- O'Brien says that stories can save us. Through the stories, O'Brien keeps Linda and Ted Lavender and Kiowa and Curt Lemon alive. (Don't worry, you're going to find out who Linda is later.)
- When O'Brien has only been in Vietnam for four days, the platoon takes sniper fire from a village, so Jimmy Cross orders an air strike on the place. When they've completely destroyed it, they go in.
- The only person there is an old man lying dead by a pigpen. The other guys go over and shake his hand, introducing themselves. Dave Jensen tries to get O'Brien to do the same, but he can't. It's too real for him, and he's scared.
- Later, Kiowa tells him that he thought that was impressive. He wishes he'd had the guts to say no. He asks O'Brien if it was the first time he's seen a body, and O'Brien says that the body reminded him of his first date. (Um.)
- Linda and Timmy are nine and in love. Timmy takes her out on his very first date. They go to a movie—with Timmy's parents, of course.
- Timmy likes Linda's new red cap, and compliments her on it. She smiles, but his mother glares at him.
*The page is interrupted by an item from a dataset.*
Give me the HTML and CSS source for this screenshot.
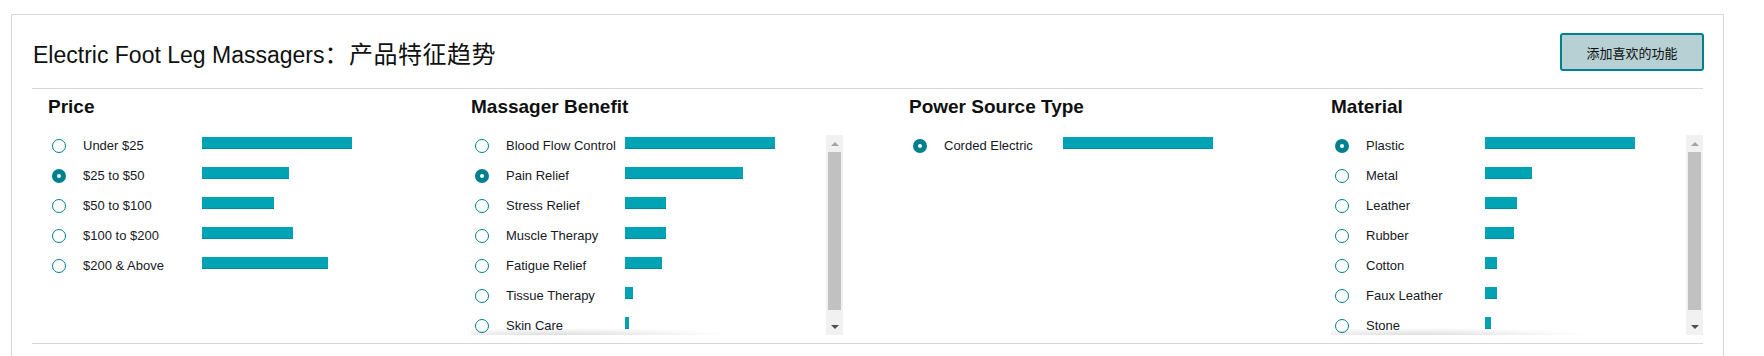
FILE: index.html
```html
<!DOCTYPE html>
<html lang="zh-CN">
<head>
    <meta charset="UTF-8">
    <meta name="viewport" content="width=device-width, initial-scale=1.0">
    <title>产品特征趋势</title>
    <link rel="stylesheet" href="styles.css">
</head>
<body>
    <div class="card">
        <div class="card-header">
            <h1 class="card-title">Electric Foot Leg Massagers<span class="title-zh">：产品特征趋势</span></h1>
            <button class="add-btn">添加喜欢的功能</button>
        </div>

        <div class="features">
            <!-- Price -->
            <div class="feature">
                <h2>Price</h2>
                <div class="list-wrap">
                    <div class="list">
                        <label class="row"><input type="radio" class="radio" name="price"><span class="name">Under $25</span><span class="bar" style="width: 150px;"></span></label>
                        <label class="row"><input type="radio" class="radio" name="price" checked><span class="name">$25 to $50</span><span class="bar" style="width: 87px;"></span></label>
                        <label class="row"><input type="radio" class="radio" name="price"><span class="name">$50 to $100</span><span class="bar" style="width: 72px;"></span></label>
                        <label class="row"><input type="radio" class="radio" name="price"><span class="name">$100 to $200</span><span class="bar" style="width: 91px;"></span></label>
                        <label class="row"><input type="radio" class="radio" name="price"><span class="name">$200 &amp; Above</span><span class="bar" style="width: 126px;"></span></label>
                    </div>
                </div>
            </div>

            <!-- Massager Benefit -->
            <div class="feature">
                <h2>Massager Benefit</h2>
                <div class="list-wrap scroll">
                    <div class="list">
                        <label class="row"><input type="radio" class="radio" name="benefit"><span class="name">Blood Flow Control</span><span class="bar" style="width: 150px;"></span></label>
                        <label class="row"><input type="radio" class="radio" name="benefit" checked><span class="name">Pain Relief</span><span class="bar" style="width: 118px;"></span></label>
                        <label class="row"><input type="radio" class="radio" name="benefit"><span class="name">Stress Relief</span><span class="bar" style="width: 41px;"></span></label>
                        <label class="row"><input type="radio" class="radio" name="benefit"><span class="name">Muscle Therapy</span><span class="bar" style="width: 41px;"></span></label>
                        <label class="row"><input type="radio" class="radio" name="benefit"><span class="name">Fatigue Relief</span><span class="bar" style="width: 37px;"></span></label>
                        <label class="row"><input type="radio" class="radio" name="benefit"><span class="name">Tissue Therapy</span><span class="bar" style="width: 8px;"></span></label>
                        <label class="row"><input type="radio" class="radio" name="benefit"><span class="name">Skin Care</span><span class="bar" style="width: 4px;"></span></label>
                    </div>
                    <div class="scrollbar">
                        <div class="sb-up"></div>
                        <div class="sb-track"><div class="sb-thumb"></div></div>
                        <div class="sb-down"></div>
                    </div>
                </div>
            </div>

            <!-- Power Source Type -->
            <div class="feature">
                <h2>Power Source Type</h2>
                <div class="list-wrap">
                    <div class="list">
                        <label class="row"><input type="radio" class="radio" name="power" checked><span class="name">Corded Electric</span><span class="bar" style="width: 150px;"></span></label>
                    </div>
                </div>
            </div>

            <!-- Material -->
            <div class="feature">
                <h2>Material</h2>
                <div class="list-wrap scroll">
                    <div class="list">
                        <label class="row"><input type="radio" class="radio" name="material" checked><span class="name">Plastic</span><span class="bar" style="width: 150px;"></span></label>
                        <label class="row"><input type="radio" class="radio" name="material"><span class="name">Metal</span><span class="bar" style="width: 47px;"></span></label>
                        <label class="row"><input type="radio" class="radio" name="material"><span class="name">Leather</span><span class="bar" style="width: 32px;"></span></label>
                        <label class="row"><input type="radio" class="radio" name="material"><span class="name">Rubber</span><span class="bar" style="width: 29px;"></span></label>
                        <label class="row"><input type="radio" class="radio" name="material"><span class="name">Cotton</span><span class="bar" style="width: 12px;"></span></label>
                        <label class="row"><input type="radio" class="radio" name="material"><span class="name">Faux Leather</span><span class="bar" style="width: 12px;"></span></label>
                        <label class="row"><input type="radio" class="radio" name="material"><span class="name">Stone</span><span class="bar" style="width: 6px;"></span></label>
                    </div>
                    <div class="scrollbar">
                        <div class="sb-up"></div>
                        <div class="sb-track"><div class="sb-thumb"></div></div>
                        <div class="sb-down"></div>
                    </div>
                </div>
            </div>
        </div>
    </div>
</body>
</html>
```

FILE: styles.css
```css
body {
    margin: 0;
    font-family: "Liberation Sans", "Noto Sans CJK SC", sans-serif;
    color: #0f1111;
    background: #fff;
}

.card {
    margin: 14px 40px 0 11px;
    padding: 0 20px 20px;
    border: 1px solid #d5d9d9;
}

.card-header {
    display: flex;
    justify-content: space-between;
    align-items: flex-start;
    padding: 18px 0 17px;
    border-bottom: 1px solid #d5d9d9;
}

.card-title {
    margin: 8px 0 0 1px;
    font-size: 23px;
    font-weight: normal;
    line-height: 28px;
}

.title-zh {
    font-size: 24px;
    letter-spacing: 0.5px;
}

.add-btn {
    width: 144px;
    height: 38px;
    margin-right: -1px;
    border: 2px solid #007f8f;
    border-radius: 3px;
    background: #b6d0d4;
    color: #0f1111;
    font-family: "Liberation Sans", "Noto Sans CJK SC", sans-serif;
    font-size: 13px;
    cursor: pointer;
}

.features {
    display: grid;
    grid-template-columns: 423px 438px 422px 388px;
    padding: 7px 0 8px;
    border-bottom: 1px solid #d5d9d9;
}

.feature {
    padding-left: 16px;
}

.feature h2 {
    margin: 0 0 17px;
    font-size: 19px;
    line-height: 22px;
    font-weight: bold;
}

.list-wrap {
    position: relative;
    display: flex;
    width: 372px;
    height: 200px;
}

.list {
    flex: 1;
    overflow: hidden;
}

/* sombra difuminada al final de la lista */
.list-wrap.scroll::after {
    content: "";
    position: absolute;
    left: 0;
    right: 17px;
    bottom: 0;
    height: 9px;
    background: radial-gradient(ellipse 60% 100% at 25% 100%, rgba(0, 0, 0, 0.13), rgba(0, 0, 0, 0) 80%);
    pointer-events: none;
}

.row {
    display: flex;
    align-items: flex-start;
    height: 22px;
    margin-bottom: 8px;
    cursor: pointer;
}

.radio {
    appearance: none;
    -webkit-appearance: none;
    flex: none;
    width: 14px;
    height: 14px;
    margin: 4px 17px 0 4px;
    border: 1.5px solid #007f8f;
    border-radius: 50%;
    background: #fff;
    box-sizing: border-box;
}

.radio:checked {
    border-width: 5px;
}

.name {
    flex: none;
    width: 119px;
    font-size: 13px;
    line-height: 22px;
    white-space: nowrap;
    color: #16191f;
}

.bar {
    flex: none;
    height: 12px;
    margin-top: 2px;
    background: #00a3b3;
    border-bottom: 1px solid #008c9a;
    box-sizing: border-box;
}

/* Barra de desplazamiento */
.scrollbar {
    flex: none;
    display: flex;
    flex-direction: column;
    width: 17px;
    background: #f1f1f1;
}

.sb-up,
.sb-down {
    flex: none;
    height: 17px;
    display: flex;
    align-items: center;
    justify-content: center;
}

.sb-up::before {
    content: "";
    border-left: 4px solid transparent;
    border-right: 4px solid transparent;
    border-bottom: 4px solid #a3a3a3;
}

.sb-down::before {
    content: "";
    border-left: 4px solid transparent;
    border-right: 4px solid transparent;
    border-top: 4px solid #505050;
}

.sb-track {
    flex: 1;
}

.sb-thumb {
    height: 158px;
    margin: 0 2px;
    background: #c1c1c1;
}
```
- In Vietnam, when Ted Lavender dies, Mitchell Sanders asks the body how the war is going, and someone answers "mellow" in Lavender's voice. O'Brien says that stories animate bodies.
- Timmy and Linda watch The Man Who Never Was for their first date. O'Brien can't stop thinking about one of the dead bodies in the movie. They go to Dairy Queen afterwards, then say goodnight to each other.
- Linda keeps wearing her new cap to school. A kid named Nick Veenhof keeps teasing her about it. Timmy doesn't do anything about the teasing. One day, Nick pulls the cap off, and reveals to the entire class that Linda is almost bald. She has cancer.
- She looks at Timmy, and Timmy nods. Timmy and Nick walk her home that day.
- O'Brien uses stories to save Linda's life—to bring her back, however briefly.
- Linda dies. Timmy tries to imagine what it's like to be dead, picturing Linda, trying to make her alive. He sees her in his mind, and he starts to cry. She tells him to stop crying—that it doesn't matter.
- Back in Vietnam, the soldiers pretend that death isn't as awful as it is. They tell stories about the dead as if they're still alive, like Ted Lavender and Curt Lemon.
- After Linda dies, Timmy gets his father to take him to see the body. When he looks at it, he doesn't recognize it as Linda.
- One day, when O'Brien and Mitchell Sanders are assigned to pick up twenty-seven bloated, disgusting enemy bodies, death hits home. Mitchell Sanders tells O'Brien that death sucks, as if that's some great wisdom.
- Timmy kept making up stories in which Linda was alive. She says things like "Once you're alive, you can't ever be dead," and "Do I look dead?" (113-4).
- They go ice-skating in his dreams. Linda tells him that death is like being inside a book that nobody's reading.
- In 1990, O'Brien is still dreaming of Linda being alive, along with Kiowa, and Ted Lavender, and Curt Lemon, and even himself, as Timmy.